When Lara finally finds her way down into the cave below, she discovers a Mayan pyramid secreted away. It’s one of Shadow of the Tomb Raider ‘s new tombs, which carries with it a new approach. Eidos Montreal’s design approach to the game looks to make Shadow ‘s tombs goes beyond intricate and beautiful locations that require brains and skill to solve; the developer also wants to make them terrifying. These tombs are underground and, as in Rise of the Tomb Raider, they’re downright spooky.
Shadow is also returning the ability to swim to the Tomb Raider series, with Lara diving down beneath the pyramid and navigating an underwater temple. There’s a certain claustrophobic intensity to the underwater moments, where Lara is forced to fight her way through tight confines as she squirms and struggles, trying not to drown.
We’re not sure who among Tomb Raider fans wants a return to these subterranean depths, though. In the Shadow demo, the underwater portions are taught and quick, but sometimes clumsy, and feel like a throwback to a different era. Short environmentally driven scenes like these felt fresh when the first Tomb Raider reboot arrived in 2013, but they’re less inspired today, five years later.
The tombs we saw were otherwise filled with puzzles that recombine elements from previous games. The rope arrows are back, in which Lara shoots an arrow with a rope tied to it at a certain kind of piece of wood or object, and then can yank it to pull down a barrier or move something. On her way to the top of the pyramid, Lara was forced to leap between bells, each one slowly lowering from her weight. At one moment, she must use a crank to rotate a mine cart into position, then use another rope and the same crank to lift the cart up a hill. Cutting the rope released the cart to send it careening into one of the bells, creating a new path upward. The sequence felt tight, even clever – but it’s clever in a way that some players might find too familiar.

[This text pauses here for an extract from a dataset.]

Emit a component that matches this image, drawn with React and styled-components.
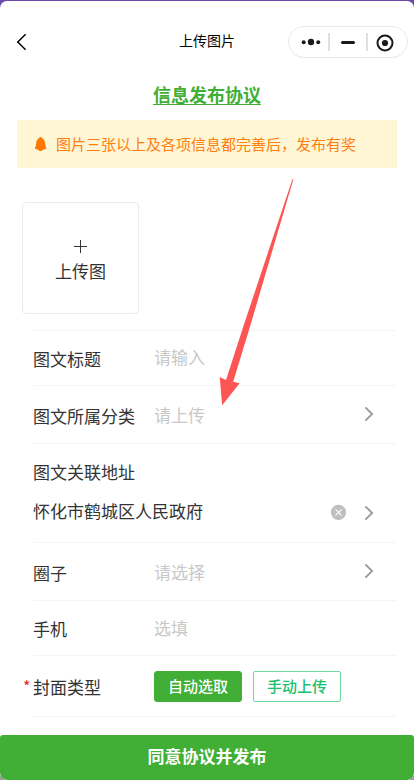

At the top of the pyramid, Lara discovered what Trinity was after – a powerful dagger artifact. Fearing the supernatural shenanigans her enemies would get up to if they secured the dagger, she grabbed it — which immediately triggered a tremor in the Earth and sent her sprinting out of the cave, and back to the dig site, where Trinity soldiers were preparing to murder the Mexican workers they’d hired. Cue a combat sequence, complete with stealth.
You probably know what’s next, as Shadow plays exactly like previous games in the rebooted franchise. Lara can sneak up on unknowing bad guys to execute them with stealth kills, slay them with her mostly silent bow and arrow, or take them down with a host of other weapons. Crafting will be back, too, with Lara finding resources like cloth and bottles along the way. Bottles are handy to distract enemies — but combine one with cloth and it turns into a Molotov, offering a less subtle approach.
We did notice a new addition to stealth. Lara has learned to weave herself across walls covered in vines, offering more paths through areas, and more places to spring out and assassinate her prey. Eidos Montreal explained that it plans for the jungle to be a major character in Shadow of the Tomb Raider, and for Lara to be able to make use of its elements — like vine-covered walls, or trees she can climb — to hunt foes. It’ll also contain hazards, of course, including a few elements that’ll alter the survival-based elements of the experience, such as parasites. Those weren’t in the demo, but they seem…unpleasant.
After killing a handful of Trinity soldiers, Lara found herself face to face with Dominguez. He revealed that by taking the key, Lara had meddled with forces she didn’t understand, unleashing a “cleansing” on the world. In the demo, that takes the form of a massive tsunami that thunders through Cozumel, sweeping Lara along with it.
The final portion of the demo finds Lara dodging death as the current carries her past hazards like collapsing houses or jagged rebar. She eventually makes it out after diving down through a market littered with floating bodies. Later, climbing on the side of a building, Lara watches a young boy fall to his death below, just out of her reach.